I am starting to play around with seating depths in most of my rifles. The question is, which shoots better: seating into the lands by say 0.005" or "jumping" the bullet to the lands?

If seating into the lands, typically how far should one be going? If "jumping", once again, about how far should one be going? I am looking for what gives the best accuracy. Thanks for the help!
 
Hey Guys,

I am starting to play around with seating depths in most of my rifles. The question is, which shoots better: seating into the lands by say 0.005" or "jumping" the bullet to the lands?

If seating into the lands, typically how far should one be going? If "jumping", once again, about how far should one be going? I am looking for what gives the best accuracy. Thanks for the help!

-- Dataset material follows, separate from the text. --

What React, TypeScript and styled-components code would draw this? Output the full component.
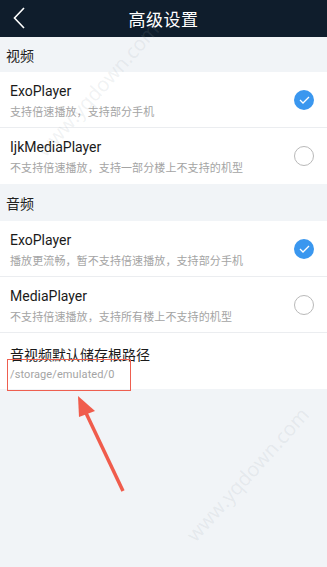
import styled, { createGlobalStyle } from "styled-components";

const GlobalStyle = createGlobalStyle`
  html, body {
    margin: 0;
    padding: 0;
    background: #f1f4f7;
  }
  body {
    font-family: "Roboto", "Noto Sans CJK SC", sans-serif;
  }
`;

const Screen = styled.div`
  position: relative;
  width: 327px;
  height: 567px;
  overflow: hidden;
  background: #f1f4f7;
`;

const Header = styled.div`
  position: relative;
  height: 37px;
  background: #0f1d2c;
  display: flex;
  align-items: center;
  justify-content: center;
`;

const BackButton = styled.div`
  position: absolute;
  left: 13px;
  top: 6px;
  width: 16px;
  height: 24px;
  display: flex;
  align-items: center;
`;

const Title = styled.div`
  color: #ffffff;
  font-size: 17px;
  letter-spacing: 0.5px;
`;

const SectionLabel = styled.div<{ $h: number }>`
  height: ${(p) => p.$h}px;
  display: flex;
  align-items: center;
  padding-left: 6px;
  font-size: 14px;
  color: #222;
  background: #f1f4f7;
`;

const Group = styled.div`
  background: #ffffff;
`;

const Row = styled.div<{ $last?: boolean }>`
  height: 56px;
  display: flex;
  align-items: center;
  padding: 0 10px;
  border-bottom: ${(p) => (p.$last ? "none" : "1px solid #ebedf0")};
  box-sizing: border-box;
`;

const RowText = styled.div`
  flex: 1;
  display: flex;
  flex-direction: column;
  gap: 4px;
  padding-top: 2px;
`;

const RowTitle = styled.div`
  font-size: 14px;
  color: #1a1a1a;
`;

const RowSub = styled.div`
  font-size: 11px;
  letter-spacing: 0.1px;
  color: #a4a4a4;
`;

const Radio = styled.div<{ $on?: boolean }>`
  width: 20px;
  height: 20px;
  border-radius: 50%;
  box-sizing: border-box;
  margin-right: 3px;
  display: flex;
  align-items: center;
  justify-content: center;
  background: ${(p) => (p.$on ? "#3a97ef" : "#fff")};
  border: ${(p) => (p.$on ? "none" : "1px solid #b9b9b9")};
`;

const PathRow = styled(Row)`
  position: relative;
`;

const Highlight = styled.div`
  position: absolute;
  left: 7px;
  top: 26px;
  width: 124px;
  height: 32px;
  border: 1.5px solid #ee5f50;
  box-sizing: border-box;
`;

const Arrow = styled.svg`
  position: absolute;
  left: 0;
  top: 0;
  pointer-events: none;
`;

const Watermark = styled.div<{ $x: number; $y: number }>`
  position: absolute;
  left: ${(p) => p.$x}px;
  top: ${(p) => p.$y}px;
  transform: rotate(-48deg);
  transform-origin: left bottom;
  font-size: 20px;
  color: rgba(150, 160, 170, 0.15);
  font-family: "Open Sans", sans-serif;
  pointer-events: none;
  white-space: nowrap;
`;

const items = [
  { section: "视频", rows: [
    { t: "ExoPlayer", s: "支持倍速播放，支持部分手机", on: true },
    { t: "IjkMediaPlayer", s: "不支持倍速播放，支持一部分楼上不支持的机型", on: false },
  ] },
  { section: "音频", rows: [
    { t: "ExoPlayer", s: "播放更流畅，暂不支持倍速播放，支持部分手机", on: true },
    { t: "MediaPlayer", s: "不支持倍速播放，支持所有楼上不支持的机型", on: false },
  ] },
];

function Check() {
  return (
    <svg width="11" height="8" viewBox="0 0 11 8">
      <path d="M1 4 L4 7 L10 1" fill="none" stroke="#fff" strokeWidth="1.3" />
    </svg>
  );
}

export default function App() {
  return (
    <Screen>
      <GlobalStyle />
      <Header>
        <BackButton>
          <svg width="12" height="22" viewBox="0 0 12 22">
            <path d="M11 1 L1.5 11 L11 21" fill="none" stroke="#fff" strokeWidth="1.6" />
          </svg>
        </BackButton>
        <Title>高级设置</Title>
      </Header>
      {items.map((g, gi) => (
        <div key={gi}>
          <SectionLabel $h={gi === 0 ? 35 : 37}>{g.section}</SectionLabel>
          <Group>
            {g.rows.map((r, ri) => (
              <Row key={ri} $last={gi === 0 && ri === 1}>
                <RowText>
                  <RowTitle>{r.t}</RowTitle>
                  <RowSub>{r.s}</RowSub>
                </RowText>
                <Radio $on={r.on}>{r.on && <Check />}</Radio>
              </Row>
            ))}
            {gi === 1 && (
              <PathRow $last>
                <RowText>
                  <RowTitle>音视频默认储存根路径</RowTitle>
                  <RowSub>/storage/emulated/0</RowSub>
                </RowText>
                <Highlight />
              </PathRow>
            )}
          </Group>
        </div>
      ))}
      <Arrow width="327" height="567" viewBox="0 0 327 567">
        <line x1="123" y1="491" x2="86" y2="413" stroke="#f05c4c" strokeWidth="3.5" />
        <polygon points="78,396 95,411 79,417" fill="#f05c4c" />
      </Arrow>
      <Watermark $x={50} $y={135}>www.yqdown.com</Watermark>
      <Watermark $x={200} $y={520}>www.yqdown.com</Watermark>
    </Screen>
  );
}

Lots of schools of thought here. Mine is if the magazine allows it, I seat in to the lands. Just touching. I figure if it wont shoot that way, I can't figure how it will not touching, but I know a lot of guys that develope their loads playing with seating depth too. No wrong way, and ultimately, your gun, and only your gun will tell you the answer for you and your gun.
 
I usually seat at .010 off. I noticed a thread on another board about a shooter having great luck in accuracy with a 100 g hornady bullet in a 7mm mag. I tried it in my Ruger 77. Using the formula that the bullet must be seated a min of its diameter, this load worked out to .26+inches in jump. 5 shot groups were less than 1". I would say it depends on??? That is a way better group than I get with any loads off the bench with this rifle.
Jim
 
It really boils down to what your rifle likes. Some shoot best with 5-10 thou jump. Others with that much or more jam. You need to experiment. Seat .005 difference at a time. In general, VLD's shoot better with jam. I shoot 80 gr. Berger VLD's in my competition .223 and it likes .020 jam.
 
It really boils down to what your rifle likes. Some shoot best with 5-10 thou jump. Others with that much or more jam. You need to experiment. Seat .005 difference at a time. In general, VLD's shoot better with jam. I shoot 80 gr. Berger VLD's in my competition .223 and it likes .020 jam.

I'm with Gene on the first part.

Can't say about VLD's - yet.

My .308 Remington can be seated out to 2.942", forget about using the mag.

I tried everything but load to 2.80" OAL because the best accuracy came from that and 0.020" off the lands.
 
It really boils down to what your rifle likes. Some shoot best with 5-10 thou jump. Others with that much or more jam. You need to experiment. Seat .005 difference at a time. In general, VLD's shoot better with jam. I shoot 80 gr. Berger VLD's in my competition .223 and it likes .020 jam.

YOu can tune your gun to shoot with a little jump. It sure makes it easier to finesse into the magazine and to get loaded rounds out. All mine jump. I quit shoot in the lands when I had one come apart on an expensive hunt.

Got them all tuned with at least .020 jump and some as much as .060. They all will shoot bug holes as well.

James
 
It depends...

It depends on the rifle. I've loaded for several that it just didn't matter. For hunting ammo, I like them just off the lands to keep from having any mishaps in the field. The mag length kills many hunting rifles. One reason I prefer 700 LAs.

If you are just punching paper try several and see what proves best, but for your hunting rigs, you may want to have alittle "jump."

Good Luck

Reloader
 
I am working on this issue with my 338 RUM. Mag length creates a long 'jump', but I have 200 grain Ballistic Tips and 225 Accubonds down to 1/2 MOA with a poor rest and seated to work in the magazine. I think they have a potential for one ragged hole group if I can do my part holding it still. BTW, the rifle is a Sendero accurized by Bob Hart, it didn't come shooting that well.